> **Goal**
Extract the lines that carry the string "this" from the listing.

### Provided data ###

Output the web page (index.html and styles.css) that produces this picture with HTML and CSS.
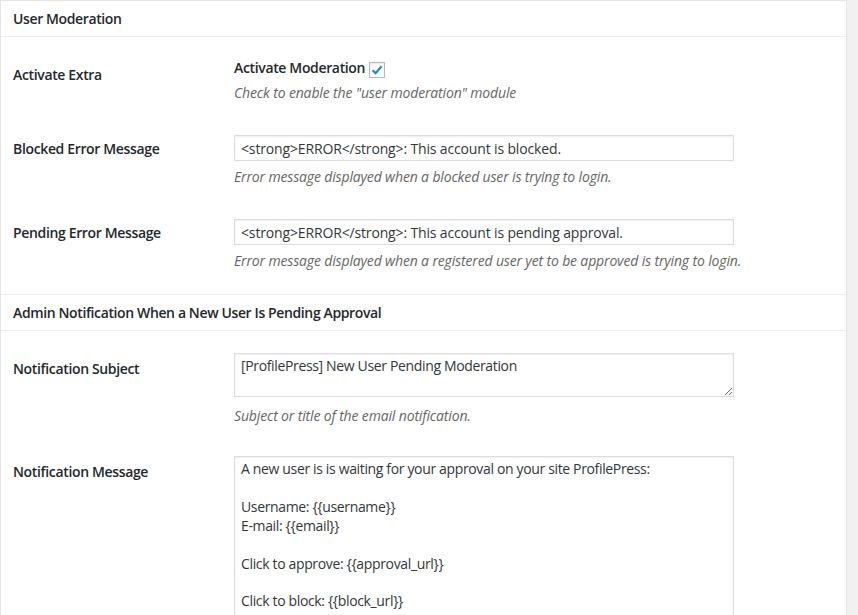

###
### Provided data ###

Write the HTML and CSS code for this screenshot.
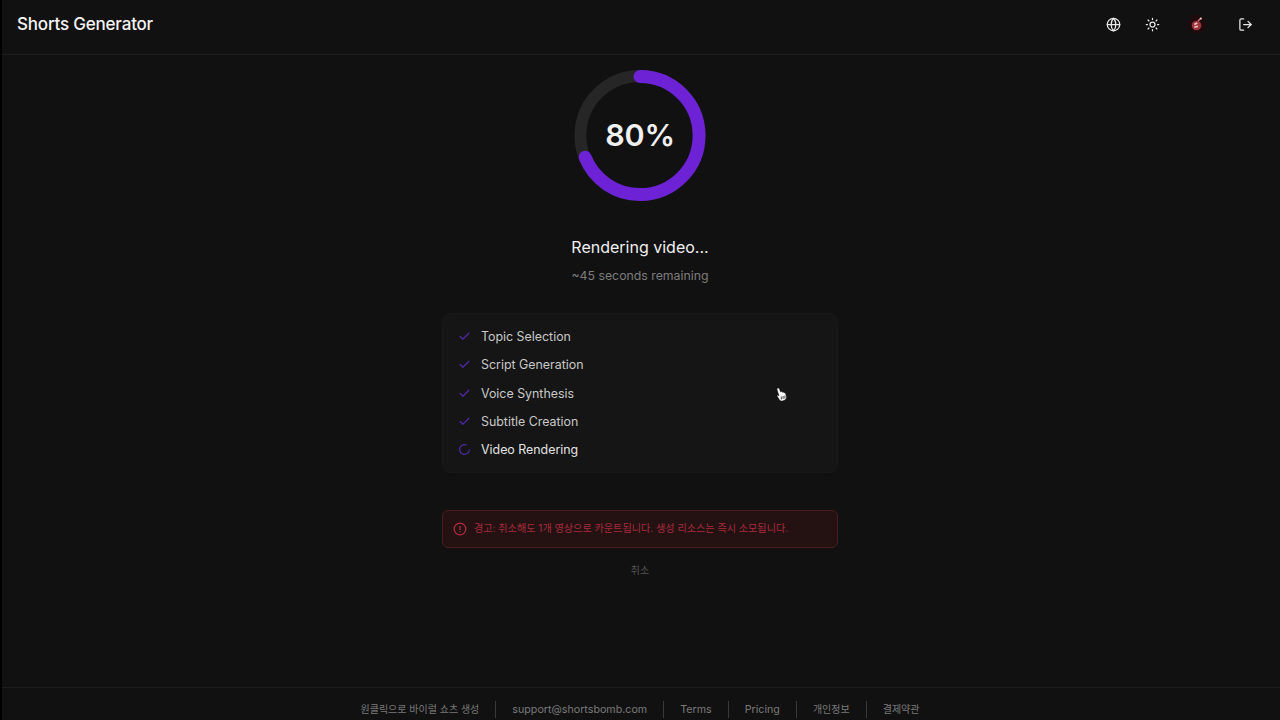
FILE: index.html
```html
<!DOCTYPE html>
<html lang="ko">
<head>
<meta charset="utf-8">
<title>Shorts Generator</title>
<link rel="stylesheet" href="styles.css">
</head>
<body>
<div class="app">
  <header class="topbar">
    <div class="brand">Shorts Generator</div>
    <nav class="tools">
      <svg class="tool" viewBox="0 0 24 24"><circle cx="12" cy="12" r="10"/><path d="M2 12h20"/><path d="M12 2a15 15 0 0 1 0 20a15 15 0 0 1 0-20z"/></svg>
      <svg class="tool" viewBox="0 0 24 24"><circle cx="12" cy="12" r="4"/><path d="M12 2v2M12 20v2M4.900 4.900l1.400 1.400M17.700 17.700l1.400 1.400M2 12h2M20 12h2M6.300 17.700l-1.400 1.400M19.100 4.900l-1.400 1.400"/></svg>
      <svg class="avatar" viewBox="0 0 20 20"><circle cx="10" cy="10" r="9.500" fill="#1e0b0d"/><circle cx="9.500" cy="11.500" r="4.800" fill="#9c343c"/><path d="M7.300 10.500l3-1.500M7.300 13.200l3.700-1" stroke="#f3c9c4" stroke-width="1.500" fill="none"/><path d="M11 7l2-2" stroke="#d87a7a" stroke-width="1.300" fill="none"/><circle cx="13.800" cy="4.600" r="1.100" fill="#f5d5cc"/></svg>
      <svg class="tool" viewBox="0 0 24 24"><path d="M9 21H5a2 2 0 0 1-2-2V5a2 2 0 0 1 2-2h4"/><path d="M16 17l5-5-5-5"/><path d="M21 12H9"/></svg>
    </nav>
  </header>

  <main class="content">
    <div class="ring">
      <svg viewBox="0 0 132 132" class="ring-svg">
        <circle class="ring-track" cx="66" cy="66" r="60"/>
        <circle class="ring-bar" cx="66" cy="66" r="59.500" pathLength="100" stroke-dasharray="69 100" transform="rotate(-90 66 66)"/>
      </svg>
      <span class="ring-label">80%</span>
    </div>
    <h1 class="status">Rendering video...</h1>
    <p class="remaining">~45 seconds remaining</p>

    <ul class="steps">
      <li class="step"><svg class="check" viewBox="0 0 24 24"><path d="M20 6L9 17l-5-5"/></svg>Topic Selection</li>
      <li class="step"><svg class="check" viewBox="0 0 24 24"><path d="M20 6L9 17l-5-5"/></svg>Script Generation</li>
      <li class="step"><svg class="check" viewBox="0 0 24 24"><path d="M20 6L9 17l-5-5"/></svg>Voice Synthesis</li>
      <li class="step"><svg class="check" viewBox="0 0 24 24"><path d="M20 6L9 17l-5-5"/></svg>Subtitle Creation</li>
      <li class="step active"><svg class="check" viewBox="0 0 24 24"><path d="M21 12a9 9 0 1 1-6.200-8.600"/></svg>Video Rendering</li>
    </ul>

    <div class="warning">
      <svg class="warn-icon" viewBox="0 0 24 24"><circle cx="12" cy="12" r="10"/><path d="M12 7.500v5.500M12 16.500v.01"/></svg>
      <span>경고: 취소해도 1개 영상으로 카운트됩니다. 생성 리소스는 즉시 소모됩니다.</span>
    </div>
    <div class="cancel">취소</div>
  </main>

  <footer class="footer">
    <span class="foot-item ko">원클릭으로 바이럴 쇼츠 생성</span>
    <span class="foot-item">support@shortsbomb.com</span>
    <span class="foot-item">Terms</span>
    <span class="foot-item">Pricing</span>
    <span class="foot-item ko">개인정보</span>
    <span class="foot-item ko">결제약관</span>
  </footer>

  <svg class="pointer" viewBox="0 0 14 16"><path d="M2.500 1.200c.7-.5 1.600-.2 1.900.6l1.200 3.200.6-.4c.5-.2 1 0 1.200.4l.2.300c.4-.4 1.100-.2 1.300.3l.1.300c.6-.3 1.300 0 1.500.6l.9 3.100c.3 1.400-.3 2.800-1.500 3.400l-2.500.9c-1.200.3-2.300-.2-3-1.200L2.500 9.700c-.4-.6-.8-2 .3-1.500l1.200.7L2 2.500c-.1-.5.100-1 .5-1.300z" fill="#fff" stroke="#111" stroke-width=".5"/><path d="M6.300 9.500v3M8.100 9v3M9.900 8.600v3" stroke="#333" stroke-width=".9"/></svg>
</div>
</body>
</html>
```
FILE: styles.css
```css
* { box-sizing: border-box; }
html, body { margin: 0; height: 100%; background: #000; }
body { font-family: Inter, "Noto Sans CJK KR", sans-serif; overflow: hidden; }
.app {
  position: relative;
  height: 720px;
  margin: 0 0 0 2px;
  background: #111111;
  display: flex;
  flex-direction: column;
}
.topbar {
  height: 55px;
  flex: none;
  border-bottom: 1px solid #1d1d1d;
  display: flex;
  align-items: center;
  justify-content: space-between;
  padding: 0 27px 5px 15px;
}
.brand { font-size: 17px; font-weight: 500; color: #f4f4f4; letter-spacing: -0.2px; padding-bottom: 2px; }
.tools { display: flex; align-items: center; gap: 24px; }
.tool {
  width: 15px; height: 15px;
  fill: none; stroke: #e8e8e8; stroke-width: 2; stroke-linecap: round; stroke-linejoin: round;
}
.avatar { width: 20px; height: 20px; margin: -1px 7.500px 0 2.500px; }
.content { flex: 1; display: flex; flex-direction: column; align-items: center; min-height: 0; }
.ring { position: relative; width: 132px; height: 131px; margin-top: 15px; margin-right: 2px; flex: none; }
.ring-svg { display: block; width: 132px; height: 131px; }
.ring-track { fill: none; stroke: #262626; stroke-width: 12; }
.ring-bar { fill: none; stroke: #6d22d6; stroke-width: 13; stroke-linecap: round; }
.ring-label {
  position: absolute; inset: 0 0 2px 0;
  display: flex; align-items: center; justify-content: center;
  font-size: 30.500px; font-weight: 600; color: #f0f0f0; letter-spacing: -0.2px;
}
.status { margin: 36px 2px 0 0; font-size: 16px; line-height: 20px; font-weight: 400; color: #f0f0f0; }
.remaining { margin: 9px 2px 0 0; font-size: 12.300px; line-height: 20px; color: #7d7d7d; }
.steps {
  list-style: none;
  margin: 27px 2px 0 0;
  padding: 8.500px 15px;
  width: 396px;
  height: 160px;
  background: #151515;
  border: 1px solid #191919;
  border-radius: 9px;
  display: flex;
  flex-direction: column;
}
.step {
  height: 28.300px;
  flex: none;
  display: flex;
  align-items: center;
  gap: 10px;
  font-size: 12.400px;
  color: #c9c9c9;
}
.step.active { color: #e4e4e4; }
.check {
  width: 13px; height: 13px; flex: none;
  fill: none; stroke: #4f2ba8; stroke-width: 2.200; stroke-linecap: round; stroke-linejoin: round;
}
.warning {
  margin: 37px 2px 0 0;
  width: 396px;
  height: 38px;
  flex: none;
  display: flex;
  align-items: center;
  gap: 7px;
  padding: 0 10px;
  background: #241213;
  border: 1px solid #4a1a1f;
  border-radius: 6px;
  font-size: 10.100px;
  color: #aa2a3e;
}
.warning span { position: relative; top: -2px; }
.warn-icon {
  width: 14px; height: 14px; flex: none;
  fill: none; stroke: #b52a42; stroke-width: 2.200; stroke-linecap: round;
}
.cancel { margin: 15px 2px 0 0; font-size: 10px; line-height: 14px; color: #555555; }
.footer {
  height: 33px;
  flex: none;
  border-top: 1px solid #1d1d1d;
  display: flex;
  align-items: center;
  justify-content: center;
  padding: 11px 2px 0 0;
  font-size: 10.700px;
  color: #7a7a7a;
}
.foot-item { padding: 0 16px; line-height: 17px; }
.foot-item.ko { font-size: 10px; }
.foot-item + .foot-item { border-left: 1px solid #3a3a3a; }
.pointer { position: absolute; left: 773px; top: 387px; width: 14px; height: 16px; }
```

###

> **Result below**
Output the web page (index.html and styles.css) that produces this picture with HTML and CSS.
Write the HTML and CSS code for this screenshot.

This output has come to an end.